The girl nervously replied, “Nothing.”

Cornelia smiled. She wouldn’t have told a grown up about her compass either. “Are you sure it’s not a compass? A super special compass”

The girl shyly nodded her head.

“I have a compass too.”

The girl looked Cornelia up and down. “I don’t see your pouch.”

Cornelia sighed. “That’s the problem. I used it too much and it disappeared inside my stomach.”

The girl stared at Cornelia’s stomach curiously. Cornelia continued, “It’s not there anymore though. It moved up and became my heart.”

The girl smiled now. “You’re lucky, that’s a lot easier then pulling the compass out of your pouch all the time. How did you do it?”

Cornelia paused. She had left the doctor all those months ago knowing that her heart-compass was not good for. But she had been to afraid to do anything about it. What should she tell this little girl?

“Its not that great,” Cornelia told the girl. “When my compass was in a pouch I could choose when to look at it. Now I have to do whatever it tells me.”

“Like with parents?” The girl asked.

Cornelia laughed. “Yeah like with parents.”

The girl hugged Cornelia. “I’m sorry. That doesn’t sound like a lot of fun.”

“That’s why you have to careful with your compass. You don’t want to end up like me!”

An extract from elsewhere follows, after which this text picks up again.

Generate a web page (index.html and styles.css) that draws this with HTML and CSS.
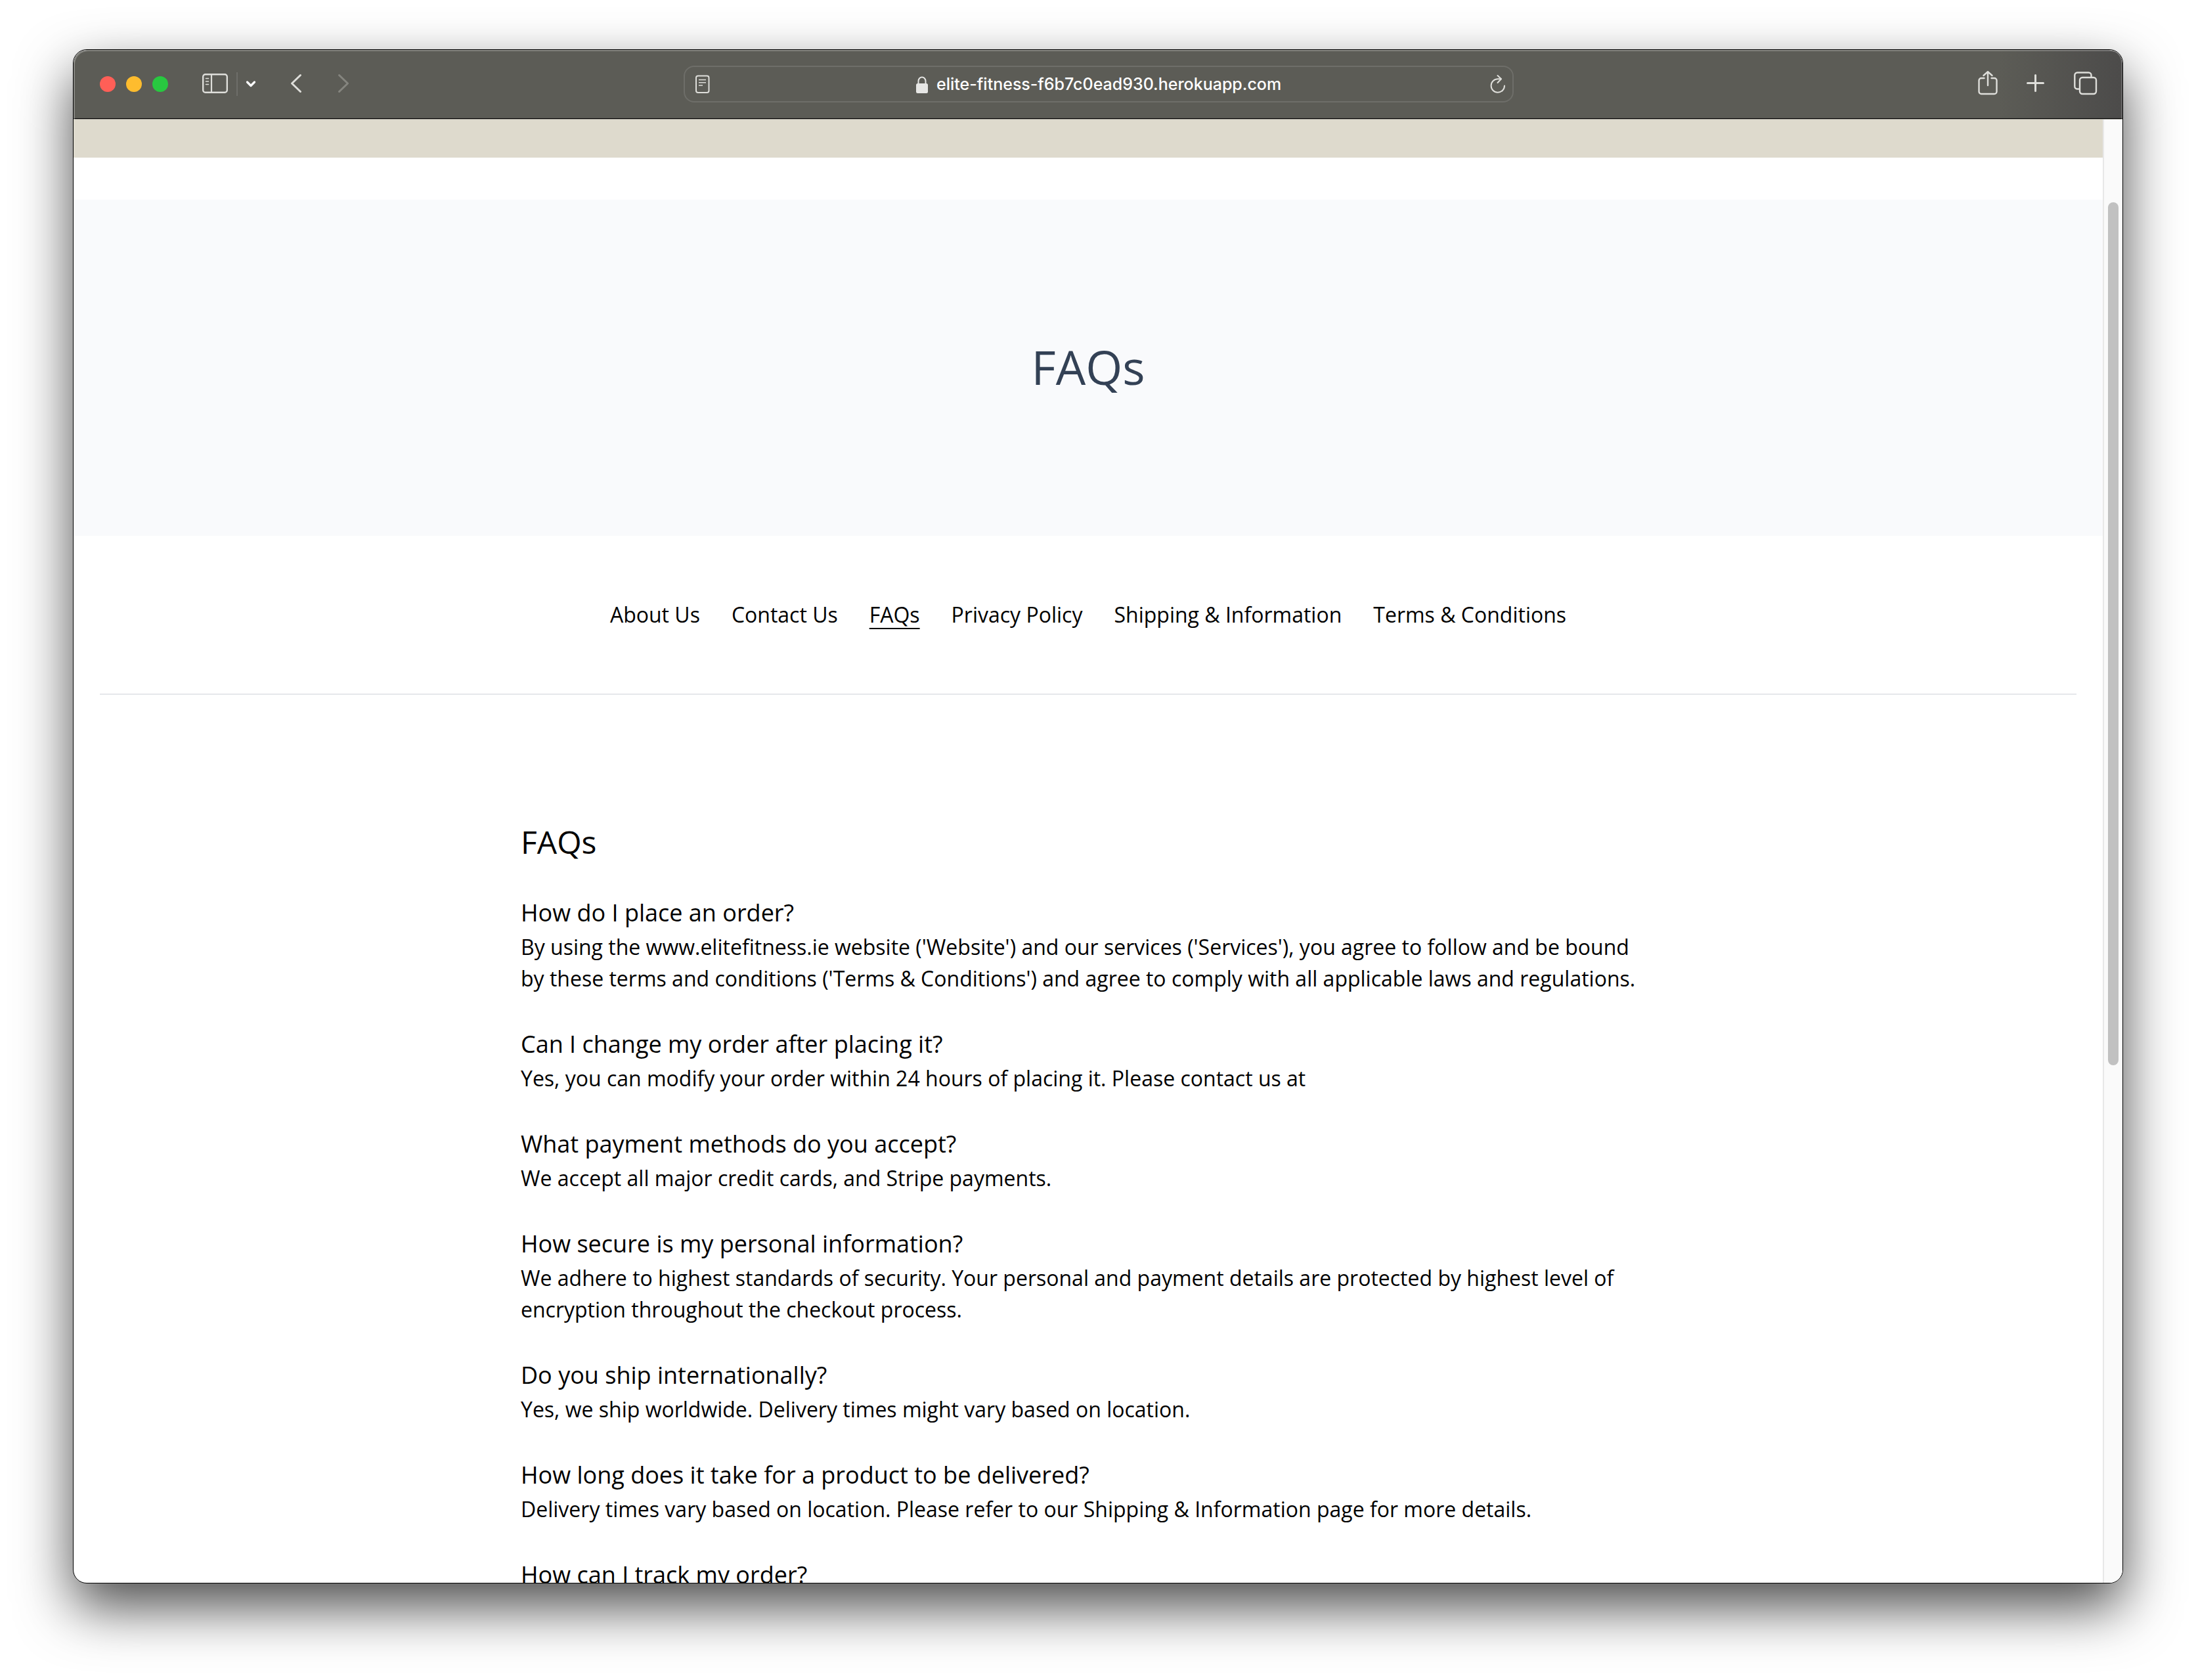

“No ma’am, I don’t!” The girl blushed. “I mean—“

Cornelia laughed. “No you’re right.”

Then the girl checked her watch. “Oh no, I’m going to get home late and my mom will be mad at me.”

The girl left then, running towards her home. As she turned the corner Cornelia saw the girl slip the pouch from her side and put it in her backpack.

And for the first time in years Cornelia smiled. And not because her compass told her to.